::: SUPPLIED DATA :::

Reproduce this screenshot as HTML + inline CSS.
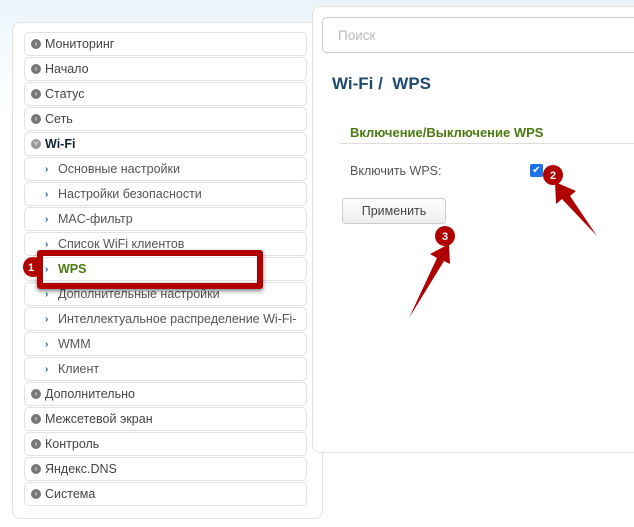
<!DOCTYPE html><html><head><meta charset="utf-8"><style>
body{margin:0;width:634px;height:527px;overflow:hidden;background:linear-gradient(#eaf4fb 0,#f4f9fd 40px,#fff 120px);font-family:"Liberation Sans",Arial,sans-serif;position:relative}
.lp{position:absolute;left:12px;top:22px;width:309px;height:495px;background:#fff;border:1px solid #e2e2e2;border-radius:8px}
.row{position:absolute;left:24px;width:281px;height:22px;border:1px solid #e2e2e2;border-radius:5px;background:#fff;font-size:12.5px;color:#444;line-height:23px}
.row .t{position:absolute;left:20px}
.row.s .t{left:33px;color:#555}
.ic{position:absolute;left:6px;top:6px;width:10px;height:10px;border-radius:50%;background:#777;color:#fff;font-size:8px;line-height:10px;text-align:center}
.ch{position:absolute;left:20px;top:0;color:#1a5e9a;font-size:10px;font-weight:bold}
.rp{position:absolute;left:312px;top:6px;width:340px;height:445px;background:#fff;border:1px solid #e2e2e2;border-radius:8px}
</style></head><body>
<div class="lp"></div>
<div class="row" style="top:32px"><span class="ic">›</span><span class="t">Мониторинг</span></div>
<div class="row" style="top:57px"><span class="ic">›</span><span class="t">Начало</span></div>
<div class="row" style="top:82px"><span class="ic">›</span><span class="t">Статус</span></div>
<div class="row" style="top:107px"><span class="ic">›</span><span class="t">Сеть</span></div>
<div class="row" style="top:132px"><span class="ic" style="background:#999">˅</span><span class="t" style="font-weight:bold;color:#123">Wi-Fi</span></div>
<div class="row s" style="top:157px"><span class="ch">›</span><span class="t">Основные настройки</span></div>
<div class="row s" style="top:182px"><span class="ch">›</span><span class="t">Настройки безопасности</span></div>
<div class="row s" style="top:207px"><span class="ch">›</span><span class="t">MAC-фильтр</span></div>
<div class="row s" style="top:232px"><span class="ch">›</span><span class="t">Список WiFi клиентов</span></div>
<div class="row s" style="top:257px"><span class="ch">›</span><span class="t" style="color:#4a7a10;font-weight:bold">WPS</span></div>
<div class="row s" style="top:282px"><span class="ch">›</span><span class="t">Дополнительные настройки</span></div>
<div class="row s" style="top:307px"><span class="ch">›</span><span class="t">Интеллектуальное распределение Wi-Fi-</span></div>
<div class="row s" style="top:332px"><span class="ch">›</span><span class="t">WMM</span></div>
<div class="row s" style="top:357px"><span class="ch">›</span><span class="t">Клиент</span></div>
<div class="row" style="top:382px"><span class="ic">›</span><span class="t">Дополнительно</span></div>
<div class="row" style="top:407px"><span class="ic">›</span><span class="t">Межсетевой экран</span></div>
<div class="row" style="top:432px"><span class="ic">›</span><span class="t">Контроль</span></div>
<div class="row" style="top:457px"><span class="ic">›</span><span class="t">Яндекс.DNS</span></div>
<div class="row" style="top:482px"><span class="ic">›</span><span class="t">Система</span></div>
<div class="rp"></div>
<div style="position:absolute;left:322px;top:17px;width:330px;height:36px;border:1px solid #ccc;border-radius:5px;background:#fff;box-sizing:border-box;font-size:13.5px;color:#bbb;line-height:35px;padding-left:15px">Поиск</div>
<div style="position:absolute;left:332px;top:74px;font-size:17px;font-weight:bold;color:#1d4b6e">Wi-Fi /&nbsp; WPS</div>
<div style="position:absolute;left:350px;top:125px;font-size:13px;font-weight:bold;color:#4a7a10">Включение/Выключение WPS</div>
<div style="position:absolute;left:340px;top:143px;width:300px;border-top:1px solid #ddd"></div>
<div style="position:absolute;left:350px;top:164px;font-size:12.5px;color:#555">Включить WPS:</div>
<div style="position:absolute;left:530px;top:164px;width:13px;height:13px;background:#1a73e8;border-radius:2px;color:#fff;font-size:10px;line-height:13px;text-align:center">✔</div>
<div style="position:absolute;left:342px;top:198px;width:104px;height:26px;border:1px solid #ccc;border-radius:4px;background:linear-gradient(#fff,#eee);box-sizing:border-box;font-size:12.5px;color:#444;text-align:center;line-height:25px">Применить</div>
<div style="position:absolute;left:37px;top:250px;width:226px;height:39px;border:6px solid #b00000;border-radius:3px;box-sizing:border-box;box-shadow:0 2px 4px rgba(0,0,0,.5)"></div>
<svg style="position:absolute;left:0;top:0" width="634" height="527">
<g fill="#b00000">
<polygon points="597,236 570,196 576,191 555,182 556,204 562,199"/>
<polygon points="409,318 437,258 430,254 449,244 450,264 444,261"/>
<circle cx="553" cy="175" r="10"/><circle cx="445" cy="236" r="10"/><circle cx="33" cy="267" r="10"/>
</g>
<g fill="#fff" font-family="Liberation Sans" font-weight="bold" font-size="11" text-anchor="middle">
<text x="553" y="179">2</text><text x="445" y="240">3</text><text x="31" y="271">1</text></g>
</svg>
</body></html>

:::

● WHAT IS REQUIRED: Write the material out again exactly as it appears, dropping the pictures.

● REPLY:
Reproduce this screenshot as HTML + inline CSS.
<!DOCTYPE html><html><head><meta charset="utf-8"><style>
body{margin:0;width:634px;height:527px;overflow:hidden;background:linear-gradient(#eaf4fb 0,#f4f9fd 40px,#fff 120px);font-family:"Liberation Sans",Arial,sans-serif;position:relative}
.lp{position:absolute;left:12px;top:22px;width:309px;height:495px;background:#fff;border:1px solid #e2e2e2;border-radius:8px}
.row{position:absolute;left:24px;width:281px;height:22px;border:1px solid #e2e2e2;border-radius:5px;background:#fff;font-size:12.5px;color:#444;line-height:23px}
.row .t{position:absolute;left:20px}
.row.s .t{left:33px;color:#555}
.ic{position:absolute;left:6px;top:6px;width:10px;height:10px;border-radius:50%;background:#777;color:#fff;font-size:8px;line-height:10px;text-align:center}
.ch{position:absolute;left:20px;top:0;color:#1a5e9a;font-size:10px;font-weight:bold}
.rp{position:absolute;left:312px;top:6px;width:340px;height:445px;background:#fff;border:1px solid #e2e2e2;border-radius:8px}
</style></head><body>
<div class="lp"></div>
<div class="row" style="top:32px"><span class="ic">›</span><span class="t">Мониторинг</span></div>
<div class="row" style="top:57px"><span class="ic">›</span><span class="t">Начало</span></div>
<div class="row" style="top:82px"><span class="ic">›</span><span class="t">Статус</span></div>
<div class="row" style="top:107px"><span class="ic">›</span><span class="t">Сеть</span></div>
<div class="row" style="top:132px"><span class="ic" style="background:#999">˅</span><span class="t" style="font-weight:bold;color:#123">Wi-Fi</span></div>
<div class="row s" style="top:157px"><span class="ch">›</span><span class="t">Основные настройки</span></div>
<div class="row s" style="top:182px"><span class="ch">›</span><span class="t">Настройки безопасности</span></div>
<div class="row s" style="top:207px"><span class="ch">›</span><span class="t">MAC-фильтр</span></div>
<div class="row s" style="top:232px"><span class="ch">›</span><span class="t">Список WiFi клиентов</span></div>
<div class="row s" style="top:257px"><span class="ch">›</span><span class="t" style="color:#4a7a10;font-weight:bold">WPS</span></div>
<div class="row s" style="top:282px"><span class="ch">›</span><span class="t">Дополнительные настройки</span></div>
<div class="row s" style="top:307px"><span class="ch">›</span><span class="t">Интеллектуальное распределение Wi-Fi-</span></div>
<div class="row s" style="top:332px"><span class="ch">›</span><span class="t">WMM</span></div>
<div class="row s" style="top:357px"><span class="ch">›</span><span class="t">Клиент</span></div>
<div class="row" style="top:382px"><span class="ic">›</span><span class="t">Дополнительно</span></div>
<div class="row" style="top:407px"><span class="ic">›</span><span class="t">Межсетевой экран</span></div>
<div class="row" style="top:432px"><span class="ic">›</span><span class="t">Контроль</span></div>
<div class="row" style="top:457px"><span class="ic">›</span><span class="t">Яндекс.DNS</span></div>
<div class="row" style="top:482px"><span class="ic">›</span><span class="t">Система</span></div>
<div class="rp"></div>
<div style="position:absolute;left:322px;top:17px;width:330px;height:36px;border:1px solid #ccc;border-radius:5px;background:#fff;box-sizing:border-box;font-size:13.5px;color:#bbb;line-height:35px;padding-left:15px">Поиск</div>
<div style="position:absolute;left:332px;top:74px;font-size:17px;font-weight:bold;color:#1d4b6e">Wi-Fi /&nbsp; WPS</div>
<div style="position:absolute;left:350px;top:125px;font-size:13px;font-weight:bold;color:#4a7a10">Включение/Выключение WPS</div>
<div style="position:absolute;left:340px;top:143px;width:300px;border-top:1px solid #ddd"></div>
<div style="position:absolute;left:350px;top:164px;font-size:12.5px;color:#555">Включить WPS:</div>
<div style="position:absolute;left:530px;top:164px;width:13px;height:13px;background:#1a73e8;border-radius:2px;color:#fff;font-size:10px;line-height:13px;text-align:center">✔</div>
<div style="position:absolute;left:342px;top:198px;width:104px;height:26px;border:1px solid #ccc;border-radius:4px;background:linear-gradient(#fff,#eee);box-sizing:border-box;font-size:12.5px;color:#444;text-align:center;line-height:25px">Применить</div>
<div style="position:absolute;left:37px;top:250px;width:226px;height:39px;border:6px solid #b00000;border-radius:3px;box-sizing:border-box;box-shadow:0 2px 4px rgba(0,0,0,.5)"></div>
<svg style="position:absolute;left:0;top:0" width="634" height="527">
<g fill="#b00000">
<polygon points="597,236 570,196 576,191 555,182 556,204 562,199"/>
<polygon points="409,318 437,258 430,254 449,244 450,264 444,261"/>
<circle cx="553" cy="175" r="10"/><circle cx="445" cy="236" r="10"/><circle cx="33" cy="267" r="10"/>
</g>
<g fill="#fff" font-family="Liberation Sans" font-weight="bold" font-size="11" text-anchor="middle">
<text x="553" y="179">2</text><text x="445" y="240">3</text><text x="31" y="271">1</text></g>
</svg>
</body></html>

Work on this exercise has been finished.